Data provided —
==========
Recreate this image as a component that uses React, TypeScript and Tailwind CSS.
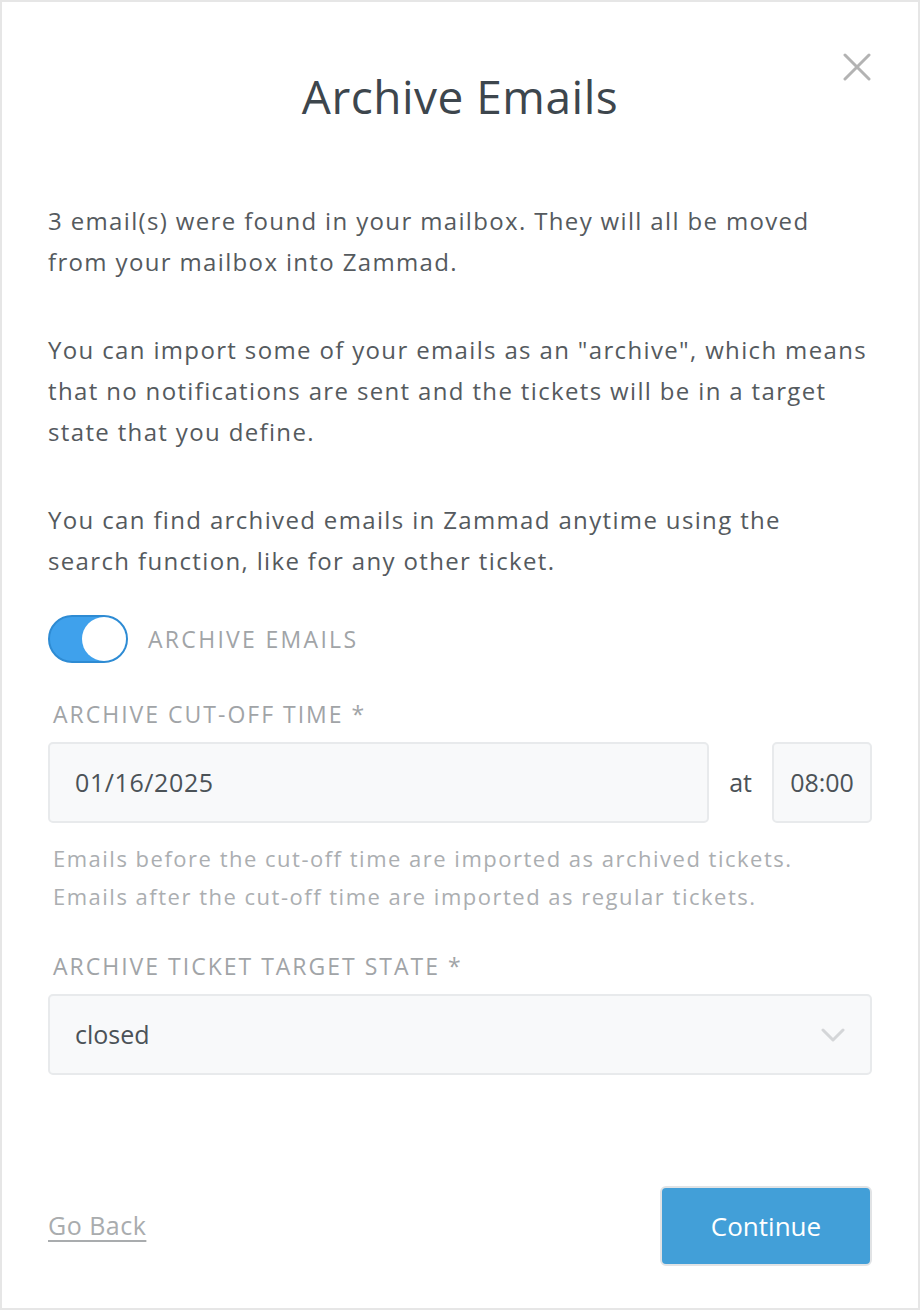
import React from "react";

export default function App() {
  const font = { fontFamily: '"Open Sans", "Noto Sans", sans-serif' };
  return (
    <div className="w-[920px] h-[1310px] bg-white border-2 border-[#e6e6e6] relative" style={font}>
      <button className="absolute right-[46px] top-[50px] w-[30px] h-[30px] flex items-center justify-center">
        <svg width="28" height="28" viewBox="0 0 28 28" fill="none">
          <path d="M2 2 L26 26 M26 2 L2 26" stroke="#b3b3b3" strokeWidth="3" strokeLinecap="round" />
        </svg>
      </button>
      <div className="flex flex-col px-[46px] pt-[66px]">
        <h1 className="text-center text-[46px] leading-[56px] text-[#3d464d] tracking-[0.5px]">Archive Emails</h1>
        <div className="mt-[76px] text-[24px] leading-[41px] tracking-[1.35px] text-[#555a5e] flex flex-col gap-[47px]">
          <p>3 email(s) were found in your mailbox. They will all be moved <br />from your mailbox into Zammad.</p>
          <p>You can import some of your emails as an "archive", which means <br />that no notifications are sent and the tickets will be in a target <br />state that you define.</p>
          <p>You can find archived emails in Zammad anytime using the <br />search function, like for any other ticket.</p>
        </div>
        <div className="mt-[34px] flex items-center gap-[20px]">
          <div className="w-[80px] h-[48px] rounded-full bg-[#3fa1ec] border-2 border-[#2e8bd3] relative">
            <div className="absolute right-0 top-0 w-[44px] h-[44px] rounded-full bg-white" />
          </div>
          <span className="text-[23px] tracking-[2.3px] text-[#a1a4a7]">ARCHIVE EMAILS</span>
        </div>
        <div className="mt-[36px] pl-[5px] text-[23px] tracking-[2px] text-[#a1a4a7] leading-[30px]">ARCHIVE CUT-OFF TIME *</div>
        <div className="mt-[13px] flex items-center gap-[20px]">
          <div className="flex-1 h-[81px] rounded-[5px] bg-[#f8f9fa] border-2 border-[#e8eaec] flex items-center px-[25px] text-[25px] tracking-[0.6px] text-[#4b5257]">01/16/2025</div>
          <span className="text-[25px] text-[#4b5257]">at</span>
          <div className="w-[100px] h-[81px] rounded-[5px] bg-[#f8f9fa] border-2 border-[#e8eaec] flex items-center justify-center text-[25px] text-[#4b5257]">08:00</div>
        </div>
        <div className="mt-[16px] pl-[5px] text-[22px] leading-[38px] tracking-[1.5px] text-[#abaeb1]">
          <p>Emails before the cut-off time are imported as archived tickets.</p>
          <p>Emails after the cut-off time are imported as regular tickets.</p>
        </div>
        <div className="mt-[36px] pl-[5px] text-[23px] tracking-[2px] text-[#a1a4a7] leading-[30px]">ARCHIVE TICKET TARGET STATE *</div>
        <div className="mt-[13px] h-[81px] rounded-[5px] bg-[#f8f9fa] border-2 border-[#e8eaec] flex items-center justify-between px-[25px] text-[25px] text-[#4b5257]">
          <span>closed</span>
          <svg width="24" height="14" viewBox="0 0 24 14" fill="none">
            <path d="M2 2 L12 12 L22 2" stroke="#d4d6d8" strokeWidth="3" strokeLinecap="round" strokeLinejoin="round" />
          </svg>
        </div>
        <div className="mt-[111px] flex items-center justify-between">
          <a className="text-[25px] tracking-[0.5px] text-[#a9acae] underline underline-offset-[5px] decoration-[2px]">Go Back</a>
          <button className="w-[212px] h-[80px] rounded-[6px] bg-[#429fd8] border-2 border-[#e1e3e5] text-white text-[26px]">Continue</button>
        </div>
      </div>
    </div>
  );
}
==========
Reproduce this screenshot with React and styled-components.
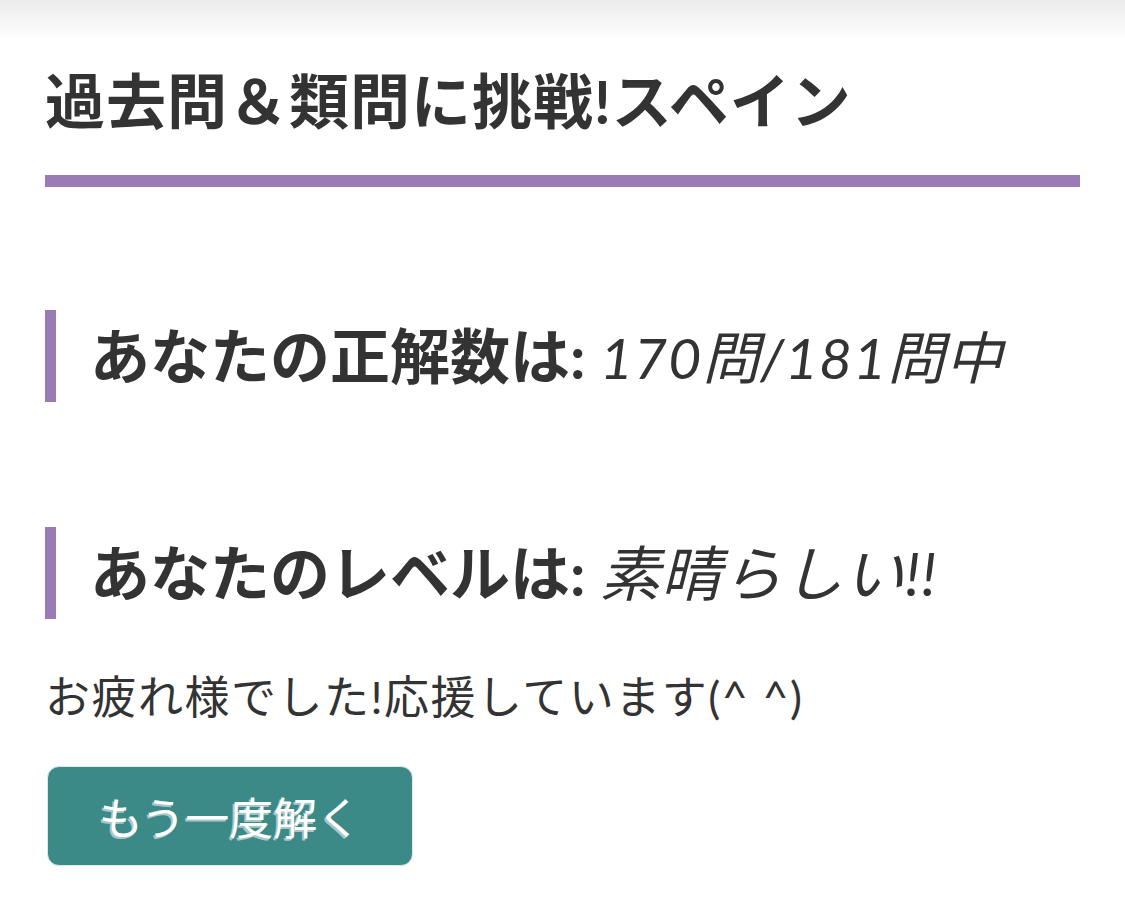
==========
Exercise details —
Within the listing above, extract exactly the lines that run from the one containing "Recreate this image" through the one containing "import React from", excluding any pictures.

Answer in full —
Recreate this image as a component that uses React, TypeScript and Tailwind CSS.
import React from "react";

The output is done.